The Keys to the Jail continues Elizabeth Bishop’s tradition of the art of losing, but delves deeper, asking the question of who is to blame for all we’ve lost. Keetje Kuipers’s new collection calls us to reexamine the harsh words of failed love, the aging of a once-beautiful body, and our own voracious desires. Kuipers is a poet of daring leaps and unflinching observations, whose richly-textured lyrics travel from Montana’s great wildernesses to the ocean-fogged streets of San Francisco as they search out the heart that’s lost its way.

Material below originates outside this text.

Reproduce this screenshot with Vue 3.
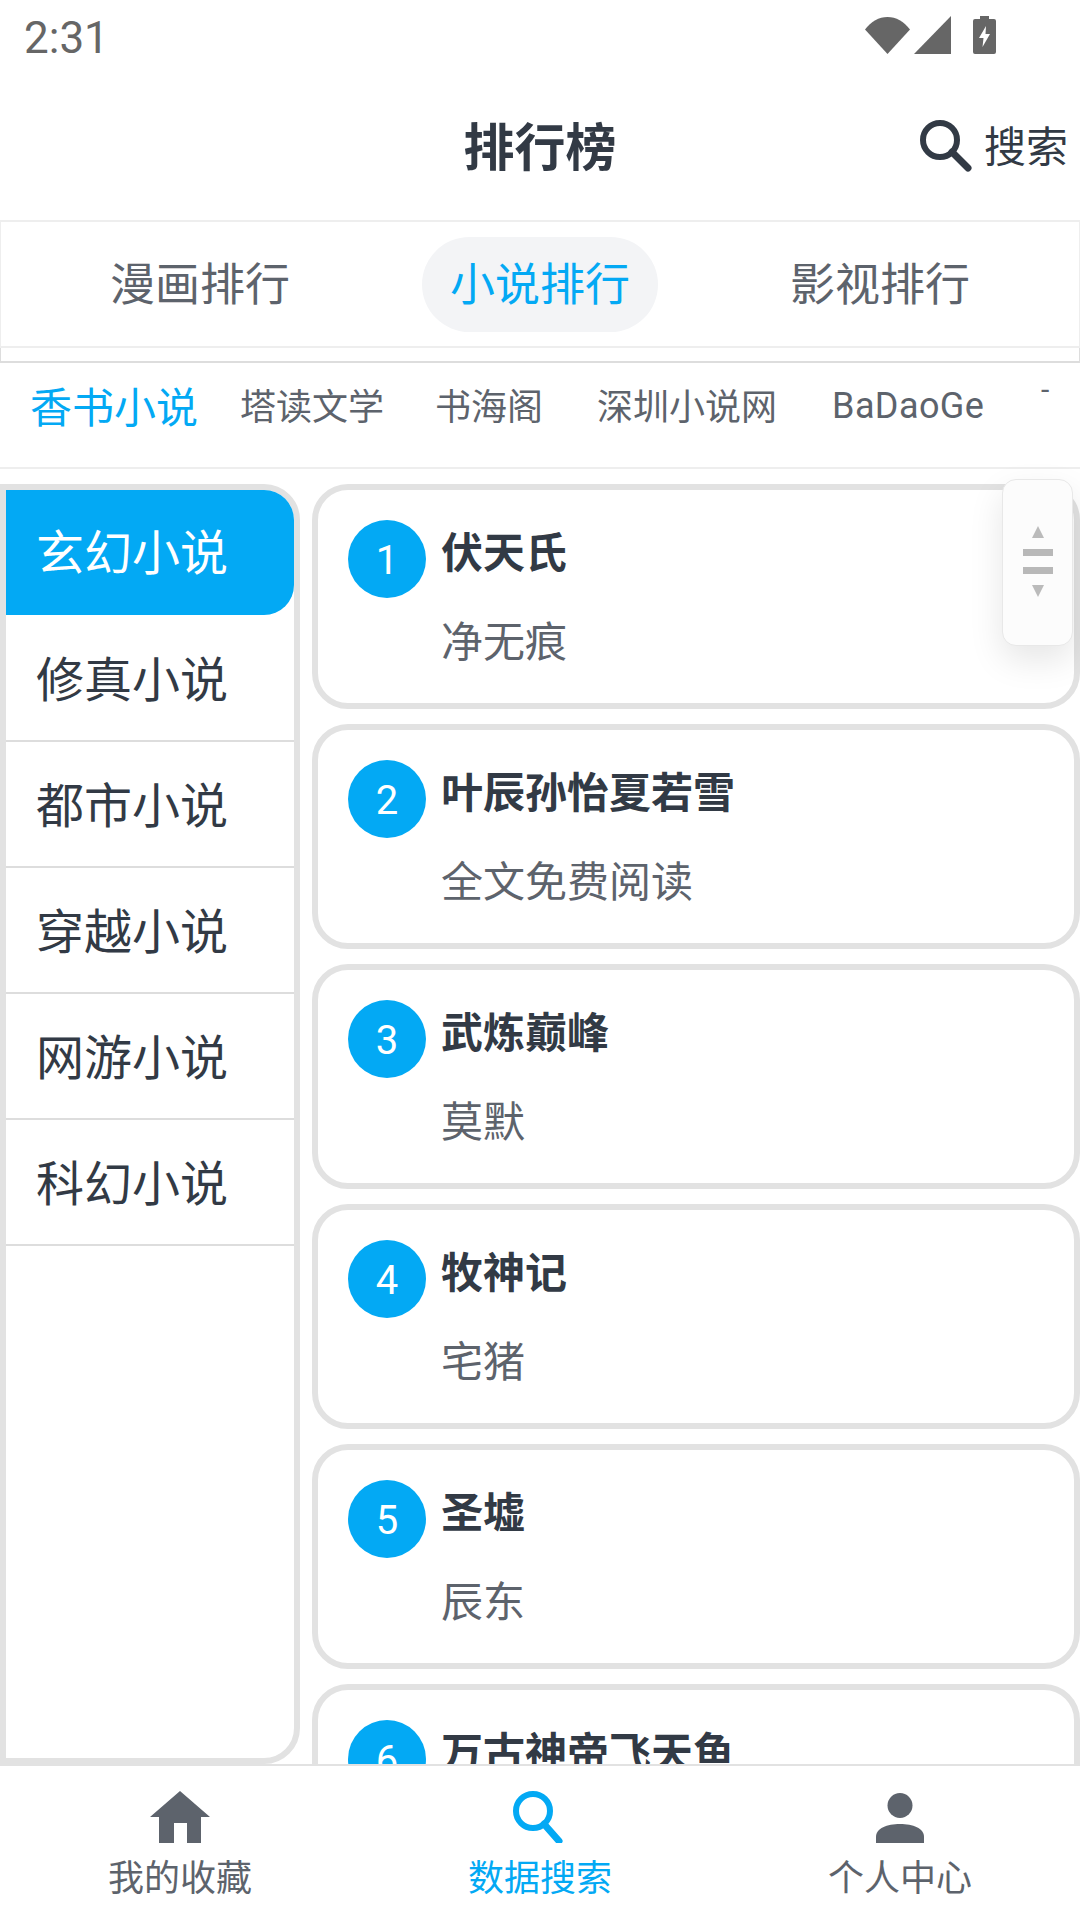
<template>
  <div class="page">
    <div class="status">
      <span class="time">2:31</span>
      <div class="status-icons">
        <svg width="45" height="38" viewBox="0 0 45 38"><path d="M0 13.5C6 5.500 14 1 22.500 1S39 5.500 45 13.500L22.500 38Z" fill="#666" /></svg>
        <svg width="37" height="38" viewBox="0 0 37 38"><path d="M37 0V38H0Z" fill="#666" /></svg>
        <svg width="23" height="38" viewBox="0 0 23 38"><path d="M7 0H16V3H21Q23 3 23 5V36Q23 38 21 38H2Q0 38 0 36V5Q0 3 2 3H7Z" fill="#666" /><path d="M13 10L6 22H10.500L9.500 31L17 18H12.500Z" fill="#fff" /></svg>
      </div>
    </div>

    <div class="header">
      <span class="title">排行榜</span>
      <div class="search">
        <svg width="52" height="52" viewBox="0 0 52 52"><circle cx="20" cy="20" r="17" fill="none" stroke="#323a45" stroke-width="6" /><path d="M32 32L48 48" stroke="#323a45" stroke-width="7" stroke-linecap="round" /></svg>
        <span>搜索</span>
      </div>
    </div>

    <div class="tabs">
      <span v-for="t in tabs" :key="t" class="tab" :class="{ on: t === '小说排行' }">{{ t }}</span>
    </div>
    <div class="tabs-gap"></div>

    <div class="sources">
      <span v-for="(s, i) in sources" :key="s" class="source" :class="{ on: i === 0 }">{{ s }}</span>
      <span class="more">-</span>
    </div>

    <div class="main">
      <div class="side">
        <div v-for="(c, i) in cats" :key="c" class="cat" :class="{ on: i === 0 }">{{ c }}</div>
      </div>
      <div class="list">
        <div v-for="(b, i) in books" :key="b.name" class="card">
          <div class="num">{{ i + 1 }}</div>
          <div class="info">
            <div class="name">{{ b.name }}</div>
            <div class="author">{{ b.author }}</div>
          </div>
        </div>
      </div>
      <div class="handle">
        <i class="up"></i>
        <i class="bar"></i>
        <i class="bar"></i>
        <i class="down"></i>
      </div>
    </div>

    <div class="nav">
      <div class="nav-item">
        <svg width="60" height="52" viewBox="0 0 60 52"><path d="M30 0L60 26H51V52H37V32H24V52H9V26H0Z" fill="#5d636c" /></svg>
        <span>我的收藏</span>
      </div>
      <div class="nav-item on">
        <svg width="60" height="52" viewBox="0 0 60 52"><circle cx="23" cy="20" r="17" fill="none" stroke="#03a9f4" stroke-width="6" /><path d="M34 33L49 50" stroke="#03a9f4" stroke-width="7" stroke-linecap="round" /></svg>
        <span>数据搜索</span>
      </div>
      <div class="nav-item">
        <svg width="60" height="52" viewBox="0 0 60 52"><ellipse cx="30" cy="14.500" rx="12.500" ry="12.500" fill="#5d636c" /><path d="M6 52V46C6 37 17 33 30 33S54 37 54 46V52Z" fill="#5d636c" /></svg>
        <span>个人中心</span>
      </div>
    </div>
  </div>
</template>

<script setup>
const tabs = ['漫画排行', '小说排行', '影视排行']
const sources = ['香书小说', '塔读文学', '书海阁', '深圳小说网', 'BaDaoGe']
const cats = ['玄幻小说', '修真小说', '都市小说', '穿越小说', '网游小说', '科幻小说']
const books = [
  { name: '伏天氏', author: '净无痕' },
  { name: '叶辰孙怡夏若雪', author: '全文免费阅读' },
  { name: '武炼巅峰', author: '莫默' },
  { name: '牧神记', author: '宅猪' },
  { name: '圣墟', author: '辰东' },
  { name: '万古神帝飞天鱼', author: '飞天鱼' },
]
</script>

<style>
body {
  background: #fff;
}
</style>

<style scoped>
.page {
  width: 1080px;
  height: 1920px;
  display: flex;
  flex-direction: column;
  overflow: hidden;
  background: #fff;
  font-family: Roboto, "Noto Sans CJK SC", sans-serif;
  color: #323a45;
}
.status {
  height: 72px;
  flex: none;
  display: flex;
  align-items: flex-start;
  justify-content: space-between;
  padding: 16px 84px 0 24px;
  box-sizing: border-box;
}
.time {
  font-size: 44px;
  line-height: 44px;
  color: #666;
}
.status-icons {
  display: flex;
  align-items: flex-start;
  gap: 4px;
}
.status-icons svg:last-child {
  margin-left: 18px;
}
.header {
  position: relative;
  height: 148px;
  flex: none;
  display: flex;
  align-items: center;
  justify-content: center;
  padding-bottom: 4px;
  box-sizing: border-box;
}
.title {
  font-size: 51px;
  font-weight: 700;
}
.search {
  position: absolute;
  right: 12px;
  top: 47px;
  display: flex;
  align-items: center;
  gap: 12px;
  font-size: 42px;
  line-height: 48px;
}
.search span {
  padding-top: 5px;
}
.tabs {
  height: 128px;
  flex: none;
  box-sizing: border-box;
  border: 1px solid #eee;
  border-width: 2px 1px;
  display: flex;
  align-items: center;
  justify-content: center;
  gap: 104px;
}
.tab {
  width: 236px;
  height: 95px;
  border-radius: 48px;
  display: flex;
  align-items: center;
  justify-content: center;
  font-size: 45px;
  color: #5d636c;
  padding-bottom: 6px;
  box-sizing: border-box;
}
.tab.on {
  color: #03a9f4;
  background: #f3f4f6;
}
.tabs-gap {
  height: 15px;
  flex: none;
  box-sizing: border-box;
  border: 1px solid #ddd;
  border-width: 0 1px 2px;
}
.sources {
  position: relative;
  height: 106px;
  flex: none;
  box-sizing: border-box;
  border-bottom: 2px solid #eee;
  display: flex;
  align-items: center;
  padding: 0 0 22px 30px;
  gap: 55px;
}
.source {
  font-size: 36px;
  color: #5d636c;
  white-space: nowrap;
}
.source:nth-child(2) {
  margin-right: -4px;
}
.source:nth-child(3) {
  margin-right: -1px;
}
.source:nth-child(5) {
  letter-spacing: 0.4px;
  margin-top: 3px;
}
.source.on {
  font-size: 42px;
  color: #03a9f4;
  margin-right: -13px;
}
.more {
  position: absolute;
  left: 1041px;
  top: 9px;
  font-size: 30px;
  color: #5d636c;
}
.main {
  position: relative;
  flex: 1;
  min-height: 0;
  margin-top: 15px;
  display: flex;
  gap: 12px;
}
.side {
  width: 300px;
  flex: none;
  box-sizing: border-box;
  border: 6px solid #e2e2e2;
  border-radius: 0 36px 36px 0;
}
.cat {
  height: 126px;
  box-sizing: border-box;
  border-bottom: 2px solid #ddd;
  display: flex;
  align-items: center;
  padding: 0 0 4px 30px;
  font-size: 48px;
  color: #323a45;
}
.cat.on {
  background: #03a9f4;
  color: #fff;
  border-bottom: none;
  border-radius: 0 30px 30px 0;
  height: 125px;
  margin-bottom: 1px;
  padding-bottom: 8px;
}
.list {
  flex: 1;
  min-width: 0;
  display: flex;
  flex-direction: column;
  gap: 15px;
  overflow: hidden;
}
.card {
  height: 225px;
  flex: none;
  box-sizing: border-box;
  border: 6px solid #e2e2e2;
  border-radius: 36px;
  display: flex;
  padding: 30px 30px 0;
  gap: 15px;
}
.num {
  width: 78px;
  height: 78px;
  border-radius: 50%;
  background: #03a9f4;
  color: #fff;
  font-size: 40px;
  padding-top: 2px;
  box-sizing: border-box;
  display: flex;
  align-items: center;
  justify-content: center;
}
.name {
  font-size: 42px;
  font-weight: 700;
  line-height: 60px;
  margin-top: 4px;
}
.author {
  font-size: 42px;
  line-height: 60px;
  margin-top: 29px;
  color: #5d636c;
}
.handle {
  position: absolute;
  right: 7px;
  top: -5px;
  width: 71px;
  height: 167px;
  box-sizing: border-box;
  background: #fcfcfc;
  border: 1px solid #e8e8e8;
  border-radius: 14px;
  box-shadow: 0 14px 34px rgba(0, 0, 0, 0.1);
  display: flex;
  flex-direction: column;
  align-items: center;
  padding-top: 46px;
}
.handle i {
  display: block;
}
.up {
  width: 0;
  height: 0;
  border-left: 6px solid transparent;
  border-right: 6px solid transparent;
  border-bottom: 12px solid #bbb;
}
.down {
  width: 0;
  height: 0;
  border-left: 6px solid transparent;
  border-right: 6px solid transparent;
  border-top: 12px solid #bbb;
  margin-top: 11px;
}
.bar {
  width: 30px;
  height: 7px;
  background: #b8b8b8;
  margin-top: 11px;
}
.nav {
  height: 156px;
  flex: none;
  box-sizing: border-box;
  border-top: 2px solid #e2e2e2;
  display: flex;
  background: #fff;
  position: relative;
}
.nav-item {
  flex: 1;
  display: flex;
  flex-direction: column;
  align-items: center;
  padding-top: 25px;
  font-size: 36px;
  color: #5d636c;
}
.nav-item span {
  margin-top: 12px;
  line-height: 48px;
}
.nav-item.on {
  color: #03a9f4;
}
</style>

We might be unhappy for the rest
of our lives. It’s not inconceivable --
the skiff of dust on your hands, the slow
smelting of years. How would I know
if you call me darling in your sleep?
A promise is a train lying in a field
for decades: we take pictures of the weeds
that flower around it and talk about the days
when it arrived with a whistle of steam.
“Keetje Kuipers’s poems are daring, formally beautiful and driven by rich imagery and startling ideas.”—Tracy K. Smith
“Quietly ferocious, The Keys to the Jail is full of love and after-love poems that come clad with ‘bell[ies] of rusted steel.’ These poems are not afraid to feel, not afraid of desire or beauty or the inevitability of their respective undoings, not afraid ‘to eat the filter on the cigarette.’ Yet there is such generosity here in the ‘repenned’ landscape—out among the wolves and ghosts, the rodeo queens and Dairy Queens—that we are allowed to glean from hunger, a form of contentment, and still welcome the cavernous desire for more.”—Elyse Fenton
Keetje Kuipers’s debut collection, Beautiful in the Mouth, won the A. Poulin, Jr. Poetry Prize. Kuipers holds a BA from Swarthmore College and an MFA from the University of Oregon. Her poetry appears widely in such venues as American Poetry Review, Indiana Review, and Jubilat. She is the recipient of fellowships from the Vermont Studio Center, Squaw Valley Community of Writers, and Oregon Literary Arts. A former Wallace Stegner Fellow at Stanford University, Kuipers is currently an assistant professor at Auburn University.